- _Data segment_:
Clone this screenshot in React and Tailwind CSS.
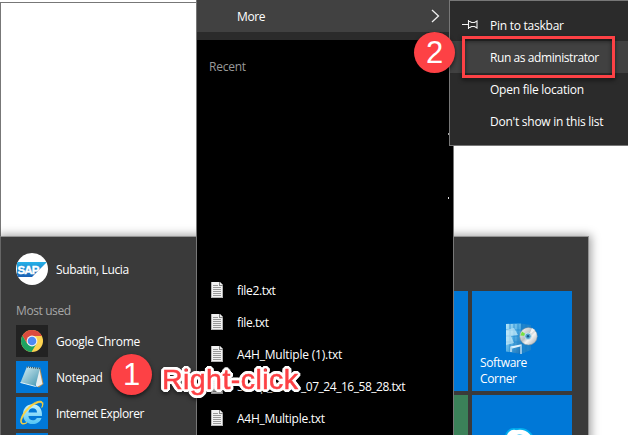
import React from "react";

const apps = [
  { name: "Google Chrome", icon: <ChromeIcon />, tile: "bg-[#222]", text: "tracking-[-0.27px]" },
  { name: "Notepad", icon: <NotepadIcon />, tile: "bg-[#0078d7]", text: "tracking-[-0.29px]" },
  { name: "Internet Explorer", icon: <ExplorerIcon />, tile: "bg-[#0078d7]", text: "tracking-[-0.42px]" },
];

const files = [
  { prefix: "", name: "file2.txt", text: "tracking-[-0.35px]" },
  { prefix: "", name: "file.txt", text: "tracking-[-0.4px]" },
  { prefix: "", name: "A4H_Multiple (1).txt", text: "tracking-[-0.2px]" },
  { prefix: "Setup_2018", name: "_07_24_16_58_28.txt", text: "tracking-[-0.47px]" },
  { prefix: "", name: "A4H_Multiple.txt", text: "tracking-[-0.27px]" },
];

function SapAvatar() {
  return (
    <svg width="32" height="32" viewBox="0 0 32 32">
      <defs>
        <linearGradient id="sap" x1="0" y1="0" x2="0" y2="1">
          <stop offset="0" stopColor="#25b1e8" />
          <stop offset="1" stopColor="#1b60b4" />
        </linearGradient>
        <clipPath id="round"><circle cx="16" cy="16" r="16" /></clipPath>
      </defs>
      <circle cx="16" cy="16" r="16" fill="#fff" />
      <g clipPath="url(#round)">
        <path d="M1 9H31L16 24H1Z" fill="url(#sap)" />
        <text x="1.5" y="20.6" fontFamily="Liberation Sans, sans-serif" fontWeight="700" fontSize="11.5" textLength="22" fill="#fff" stroke="#fff" strokeWidth=".4">SAP</text>
      </g>
    </svg>
  );
}

function ChromeIcon() {
  return (
    <svg width="32" height="32" viewBox="0 0 32 32">
      <circle cx="16" cy="16" r="11" fill="#fdd351" />
      <path d="M6.47 10.5A11 11 0 0 0 15.5 27L20.6 18.6L11.3 18.7Z" fill="#1da362" />
      <path d="M6.47 10.5A11 11 0 0 1 25.9 11H16L11.3 18.7Z" fill="#dc4b3e" />
      <circle cx="16" cy="16" r="5.4" fill="#f4f4f4" />
      <circle cx="16" cy="16" r="4.3" fill="#4d8af3" />
    </svg>
  );
}

function NotepadIcon() {
  return (
    <svg width="32" height="32" viewBox="0 0 32 32">
      <defs>
        <linearGradient id="note" x1="0" y1="0" x2="1" y2="1">
          <stop offset="0" stopColor="#d7f1f6" />
          <stop offset=".5" stopColor="#8fc3d3" />
          <stop offset="1" stopColor="#3f95b0" />
        </linearGradient>
      </defs>
      <path d="M24 6L27.5 23L23 26.5L20 25Z" fill="#b58f55" />
      <path d="M23 6L26.5 23L21 26L19 22Z" fill="#e6eef0" />
      <path d="M11 5.5L24 7L19.5 25L4.5 21.5Z" fill="url(#note)" />
      <path d="M11 6L24 7.5" stroke="#405861" strokeWidth="1.5" strokeDasharray="1 1" />
      <path d="M4.5 21.5L19.5 25.4L22 24" fill="none" stroke="#e4f6fa" />
    </svg>
  );
}

function ExplorerIcon() {
  return (
    <svg width="32" height="32" viewBox="0 0 32 32">
      <defs>
        <linearGradient id="ie" x1="0" y1="0" x2="0" y2="1">
          <stop offset="0" stopColor="#c5f2ff" />
          <stop offset="1" stopColor="#53c5f5" />
        </linearGradient>
      </defs>
      <path fillRule="evenodd" d="M26 19H12.4C12.8 22 14.4 23.3 16.8 23.3C18.7 23.3 20 22.6 20.8 21H25.5C24.1 25.2 20.8 27 16.7 27C10.8 27 7 23.2 7 17.2C7 11.1 11 7.2 16.6 7.2C22.6 7.2 26.4 11.4 26 19ZM12.4 15.6H21.1C20.8 12.6 19.2 11.3 16.8 11.3C14.4 11.3 12.8 12.7 12.4 15.6Z" fill="url(#ie)" />
      <path d="M25.8 10.5C27.4 6.8 26.2 4.6 22.2 5.7C16.2 7.3 8 15.4 5.8 22.3C4.7 26.3 6.7 27.7 11 25.5C6.4 28.8 3.6 26.8 5 21.6C7 14.6 15 6.1 22 4.4C27 3.4 28.2 6 25.8 10.5Z" fill="#ffd33d" stroke="#ffd33d" strokeWidth=".8" />
    </svg>
  );
}

function FileIcon() {
  return (
    <svg width="12" height="16" viewBox="0 0 12 16" shapeRendering="crispEdges">
      <path d="M0 0H9L12 3V16H0Z" fill="#f2f2f2" />
      <path d="M8 0H9L12 3V4H8Z" fill="#888" />
      <path d="M9 1H10V2H11V3H9Z" fill="#eee" />
      <path d="M2 3.5H7M2 5.5H10M2 7.5H10M2 9.5H10M2 11.5H10M2 13.5H10" stroke="#999" />
      <path d="M0 15.5H12M.5 0V16M11.5 4V16" stroke="#b5b5b5" fill="none" />
    </svg>
  );
}

function SoftwareIcon() {
  return (
    <svg width="32" height="32" viewBox="0 0 32 32">
      <defs>
        <linearGradient id="tower" x1="0" y1="0" x2="1" y2="1">
          <stop offset="0" stopColor="#b6e6fa" />
          <stop offset=".5" stopColor="#54afe4" />
          <stop offset="1" stopColor="#1669ae" />
        </linearGradient>
        <linearGradient id="disc" x1="0" y1="0" x2="1" y2="1">
          <stop offset="0" stopColor="#fff" />
          <stop offset=".45" stopColor="#b8bec1" />
          <stop offset=".6" stopColor="#f4f4f4" />
          <stop offset="1" stopColor="#9ba1a5" />
        </linearGradient>
      </defs>
      <path d="M0 1L15 .5V31L0 28.5Z" fill="url(#tower)" />
      <path d="M15 .5L25 2V27L15 31Z" fill="#1c80c9" />
      <path d="M4 1V29M8 1V30M12 1V30M0 7H24M0 13H24M0 19H24M18 1V30M22 2V28" stroke="#238cd0" strokeWidth=".8" />
      <path d="M0 7L8 5L12 12L5 13L8 20L0 22Z" fill="#d1f0fb" opacity=".65" />
      <path d="M5 29V24L15 22V31M6 25L14 23" fill="none" stroke="#e2f5ff" strokeWidth="1.2" />
      <circle cx="22.5" cy="13.2" r="8.8" fill="url(#disc)" stroke="#738b99" strokeWidth=".5" />
      <path d="M22.5 13.2L14.4 12.5L16 8.5Z" fill="#78e13e" />
      <path d="M22.5 13.2L26 5L29 7Z" fill="#fff" opacity=".8" />
      <circle cx="22" cy="13.2" r="3.3" fill="#57a7d0" stroke="#c9e6f1" />
      <circle cx="22" cy="13.2" r="1.2" fill="#17598e" />
    </svg>
  );
}

function SkypeIcon() {
  return (
    <svg width="32" height="32" viewBox="0 0 32 32">
      <circle cx="10" cy="10" r="9" fill="#00aff0" />
      <circle cx="16" cy="16" r="15" fill="#00aff0" />
      <circle cx="10" cy="10" r="7.2" fill="#fff" />
      <circle cx="16" cy="16" r="13.2" fill="#fff" />
      <path d="M21 12C19 7.5 10.5 8.5 11 12.5C11.5 17 21 15 21 19.5C21 24 12 24 10.5 19.5" fill="none" stroke="#00aff0" strokeWidth="3" />
    </svg>
  );
}

function PinIcon() {
  return (
    <svg width="16" height="10" viewBox="0 0 16 10" fill="none" stroke="#f2f2f2" strokeWidth="1.1">
      <path d="M0 4.5H6M6.5 0V9M6.5 1.5H8L9.5 2.5H12.5L15 1V8L12.5 6.5H9.5L8 7.5H6.5" />
    </svg>
  );
}

function Badge({ children }) {
  return (
    <div className="flex h-[41px] w-[41px] items-center justify-center rounded-full bg-[#fd4145] font-['Liberation_Sans',sans-serif] text-[31px] leading-none text-white shadow-[0_2px_4px_rgba(0,0,0,0.6)]">
      {children}
    </div>
  );
}

export default function App() {
  return (
    <div className="relative h-[435px] w-[628px] overflow-hidden bg-white font-['Open_Sans','Noto_Sans',sans-serif] text-[12px] leading-4 text-white">
      <div className="absolute left-0 top-[2px] h-[300px] w-[220px] border-l border-t border-[#777] bg-white" />

      {/* Start menu */}
      <div className="absolute left-0 top-[236px] flex h-[220px] w-[589px] justify-between border border-[#929292] border-l-[#666] bg-[#3a3a3a] shadow-[0_1px_9px_2px_rgba(0,0,0,0.38)]">
        <div className="flex flex-col pl-[15px] pt-4">
          <div className="flex items-center gap-2">
            <SapAvatar />
            <span className="pt-[2px] tracking-[-0.37px]">Subatin, Lucia</span>
          </div>
          <div className="mt-[17px] h-[23px] shrink-0 pt-px tracking-[-0.4px] text-[#a6a6a6]">Most used</div>
          <div className="flex flex-col gap-1">
            {apps.map((a) => (
              <div key={a.name} className="flex h-8 shrink-0 items-center gap-2">
                <div className={"h-8 w-8 " + a.tile}>{a.icon}</div>
                <span className={"pt-[2px] " + a.text}>{a.name}</span>
              </div>
            ))}
            <div className="h-8 w-8 shrink-0 bg-[#0078d7]" />
          </div>
        </div>
        <div className="mr-4 mt-[54px] grid grid-cols-[100px_100px] grid-rows-[100px_100px] gap-1">
          <div className="bg-[#0078d7]" />
          <div className="flex flex-col bg-[#0078d7] px-2 pt-8">
            <div className="flex h-[32px] justify-center"><SoftwareIcon /></div>
            <div className="tracking-[-0.35px]">Software<br />Corner</div>
          </div>
          <div className="bg-[#3b8159]" />
          <div className="flex justify-center bg-[#0078d7] pr-1 pt-8"><SkypeIcon /></div>
        </div>
      </div>

      {/* Jump list */}
      <div className="absolute left-[196px] top-0 flex h-[435px] w-[258px] flex-col border-x border-[#777] bg-black">
        <div className="flex h-8 shrink-0 items-center justify-between bg-[#414141] pl-10 pr-[13px]">
          <span className="pt-[2px] tracking-[-0.35px]">More</span>
          <svg width="9" height="14" viewBox="0 0 9 14" fill="none" stroke="#eee" strokeWidth="1.3"><path d="M1 1L7.5 7L1 13" /></svg>
        </div>
        <div className="h-2 shrink-0 bg-[#2b2b2b]" />
        <div className="mt-[19px] pl-3 tracking-[-0.25px] text-[#999]">Recent</div>
        <div className="mt-[199px] flex flex-col">
          {files.map((f) => (
            <div key={f.name} className="flex h-8 shrink-0 items-center gap-[14px] pl-[14px]">
              <FileIcon />
              <span className={"flex whitespace-nowrap pt-[2px] " + f.text}>
                {f.prefix && <span className="w-[64px]">{f.prefix}</span>}
                <span>{f.name}</span>
              </span>
            </div>
          ))}
        </div>
      </div>
      <div className="absolute left-[448px] top-[133px] h-[2px] w-px bg-[#aaa]" />
      <div className="absolute left-[448px] top-[197px] h-[2px] w-px bg-[#ddd]" />

      {/* Context submenu */}
      <div className="absolute left-[449px] top-0 flex h-[146px] w-[190px] flex-col border border-[#777] bg-[#2b2b2b] pt-2 tracking-[-0.25px]">
        <div className="flex h-8 items-center gap-[11px] pl-3"><PinIcon /><span className="pl-px pt-[2px]">Pin to taskbar</span></div>
        <div className="flex h-8 items-center bg-[#414141] pl-10 pt-[2px] tracking-[-0.42px]">Run as administrator</div>
        <div className="flex h-8 items-center pl-10 pt-[2px]">Open file location</div>
        <div className="flex h-8 items-center pl-10 pt-[2px]">Don't show in this list</div>
      </div>

      {/* Callouts */}
      <div className="absolute left-[462px] top-[36px] h-[42px] w-[153px] border-[3px] border-[#fd4145] drop-shadow-[0_2px_2px_rgba(0,0,0,0.6)]" />
      <div className="absolute left-[414px] top-[32px]"><Badge>2</Badge></div>
      <div className="absolute left-[111px] top-[354px]"><Badge>1</Badge></div>
      <div className="absolute left-[162px] top-[362px] whitespace-nowrap font-['Liberation_Sans',sans-serif] text-[28.5px] leading-[34px] tracking-[0.45px] text-[#fd4145] drop-shadow-[0_2px_2px_rgba(0,0,0,0.5)] [-webkit-text-stroke:0.5px_#fd4145] [text-shadow:3px_0_#fff,-3px_0_#fff,0_3px_#fff,0_-3px_#fff,2px_2px_#fff,-2px_2px_#fff,2px_-2px_#fff,-2px_-2px_#fff,3px_1px_#fff,-3px_1px_#fff,3px_-1px_#fff,-3px_-1px_#fff,1px_3px_#fff,-1px_3px_#fff,1px_-3px_#fff,-1px_-3px_#fff]">
        Right-click
      </div>
    </div>
  );
}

- _What to do_:
Copy exactly the lines running from the beginning of the listing through the line that has "import React from". Drop the pictures.

- _Full solution_:
Clone this screenshot in React and Tailwind CSS.
import React from "react";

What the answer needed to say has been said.